Der 24. September 2017 markiert eine Zäsur für die gesamte radikale Rechte in der Bundesrepublik. Mit der AfD zieht eine Partei in nie dagewesener Stärke in den Bundestag ein, die zahlreiche inhaltliche und personelle Schnittmengen zu den verschiedenen Schattierungen der radikalen Rechten hat und die ihre neue Rolle zur Stärkung eben dieser Rechten nutzen wird. Neben den medialen Geländegewinnen, mit denen die Themen der Rechten immer weiter Raum greifen und die politische Achse nach rechts verschoben wird, gibt es auch einen sehr direkten Mehrwert in Form der Partizipation an öffentlichen Finanzmitteln, die der Staat den Parteien und den im Bundestag vertretenen Fraktionen zugesteht.

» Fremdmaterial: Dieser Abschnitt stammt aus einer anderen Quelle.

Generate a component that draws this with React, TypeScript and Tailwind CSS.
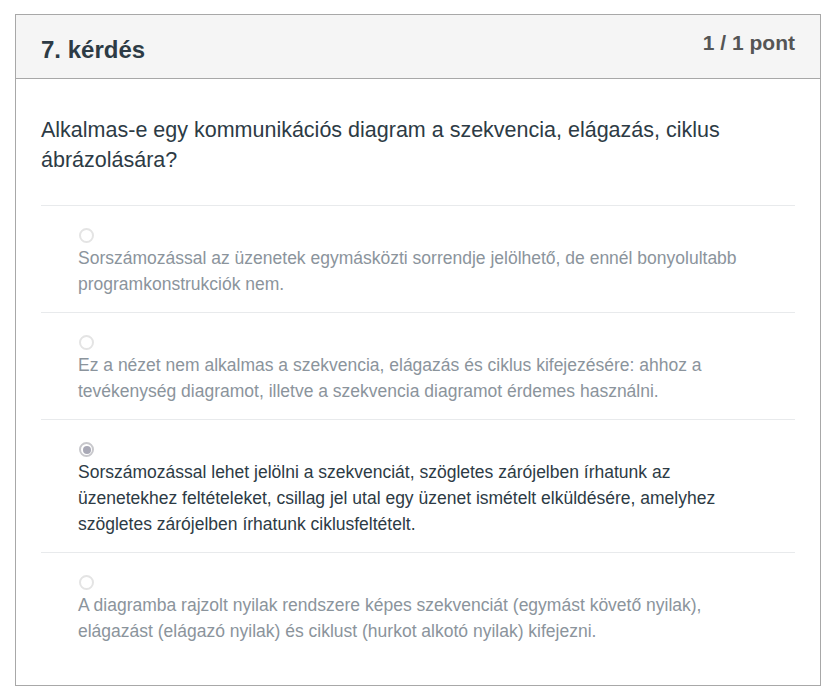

Wie ein schlechter Witz wirkt es da, dass der Bundesrat gegenwärtig den Ausschluss der NPD von der Parteienfinanzierung durchsetzen will, was als letzter „Erfolg“ des gescheiterten NPD-Verbotsverfahrens gilt und wofür extra das Grundgesetz geändert wurde.

Foto: Christian Ditsch

Unter dem Deckmantel der Demokratie

Im Vergleich zu den Geldströmen, die die AfD zu erwarten hat, waren die wenigen Millionen Euro für zwei Landtagsfraktionen der NPD und die immer um 1 Prozent schwankenden Bundestagswahlergebnisse der Partei tatsächlich Peanuts. Nimmt man allein den Bundestag, dann stehen der AfD gigantische finanzielle und personelle Mittel zur Verfügung. Je nachdem, wieviel Geld die Fraktion für die Arbeitsebene ausgeben will, wird die AfD-­Fraktion zwischen 150 und 200 Mitarbeiter und Mitarbeiterinnen haben, davon sicher mehr als die Hälfte wissenschaftliche Fraktionsreferenten und Referentinnen, die die inhaltliche Arbeit der Fraktion entscheidend prägen werden. Hinzu kommen noch einmal zwischen vier und sechs Mitarbeiterinnen und Mitarbeiter pro Abgeordneten, was, konservativ gerechnet, einen Stab von ca. 600 Beschäftigten ausmacht. Die finanziellen Zuwendungen, von denen die AfD neben diesem Stab vor allem ihre Öffentlichkeitsarbeit bezahlen wird, dürften sich, ebenfalls konservativ gerechnet, pro Jahr auf deutlich mehr als 12 Millionen Euro belaufen. Nicht enthalten sind hier die Abgeordnetenpauschalen, mit denen jede/r MdB seine/ihre Arbeit in Berlin und im Wahlkreis finanziert. Die Rede ist hier nur von der Bundestagsfraktion der AfD. Rechnet man die Mittel, die über die Landtage in die politische Arbeit der AfD fließen und die über die Parteienfinanzierung geregelte Unterstützung für die Gesamtpartei hinzu, dann bekommt man erst einen Eindruck, welchen Effekt der Aufstieg der AfD für die radikale Rechte in Deutschland hat. Von bis zu 400 Millionen Euro bis 2021 schreibt die Rheinische Post1 und rechnet alle zu erwartenden Einnahmen der Landtags- und Bundestagsfraktion und der einzelnen Abgeordneten zusammen.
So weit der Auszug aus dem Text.